[
https://issues.apache.org/jira/browse/HIVE-2340?page=com.atlassian.jira.plugin.system.issuetabpanels:comment-tabpanel&focusedCommentId=13570645#comment-13570645
]
Gunther Hagleitner commented on HIVE-2340:
------------------------------------------
[~navis]: I think in general the logic should be to copy numReducers from
parent to child not the other way around. If hive makes a decent estimate of
reducers for the parent, that's probably the number you want to carry into the
combined reduce stage, because that means each reducer is doing the desired
amount of work. Buckets and order by are the only special cases I can think of,
where the number needs to be fixed.
For those special cases without knowing the cardinalities of join/group
by/tables, it's indeed difficult to guess if the optimization should be on or
off. However, what do you think of using a max ratio of parent reducers/child
reducers instead of a fixed minimum number of reducers for the child? With a
default of 4 maybe. I.e.: If there are less than 4 times as many reducers in
the parent than in the child collapse (assuming another job will be more
expensive than the lower number of reducers), else leave it alone. The
optimization is only good if the input sizes of the child and parent reducers
are similar and expressing this as a ratio of number of reducers is probably
the closest we can get right now.
This would enable the optimization for a larger body of queries (small tables,
single input split, empty group by expr, etc).
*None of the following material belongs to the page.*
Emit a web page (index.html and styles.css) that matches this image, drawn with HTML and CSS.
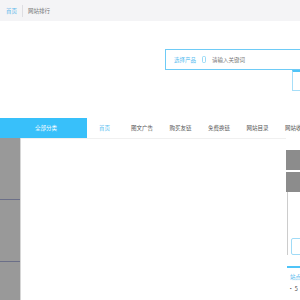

> optimize orderby followed by a groupby
> --------------------------------------
>
> Key: HIVE-2340
> URL: https://issues.apache.org/jira/browse/HIVE-2340
> Project: Hive
> Issue Type: Sub-task
> Components: Query Processor
> Reporter: Navis
> Assignee: Navis
> Priority: Minor
> Labels: perfomance
> Attachments: ASF.LICENSE.NOT.GRANTED--HIVE-2340.D1209.1.patch,
> ASF.LICENSE.NOT.GRANTED--HIVE-2340.D1209.2.patch,
> ASF.LICENSE.NOT.GRANTED--HIVE-2340.D1209.3.patch,
> ASF.LICENSE.NOT.GRANTED--HIVE-2340.D1209.4.patch,
> ASF.LICENSE.NOT.GRANTED--HIVE-2340.D1209.5.patch, HIVE-2340.1.patch.txt,
> HIVE-2340.D1209.10.patch, HIVE-2340.D1209.6.patch, HIVE-2340.D1209.7.patch,
> HIVE-2340.D1209.8.patch, HIVE-2340.D1209.9.patch, testclidriver.txt
>
>
> Before implementing optimizer for JOIN-GBY, try to implement RS-GBY
> optimizer(cluster-by following group-by).
--
This message is automatically generated by JIRA.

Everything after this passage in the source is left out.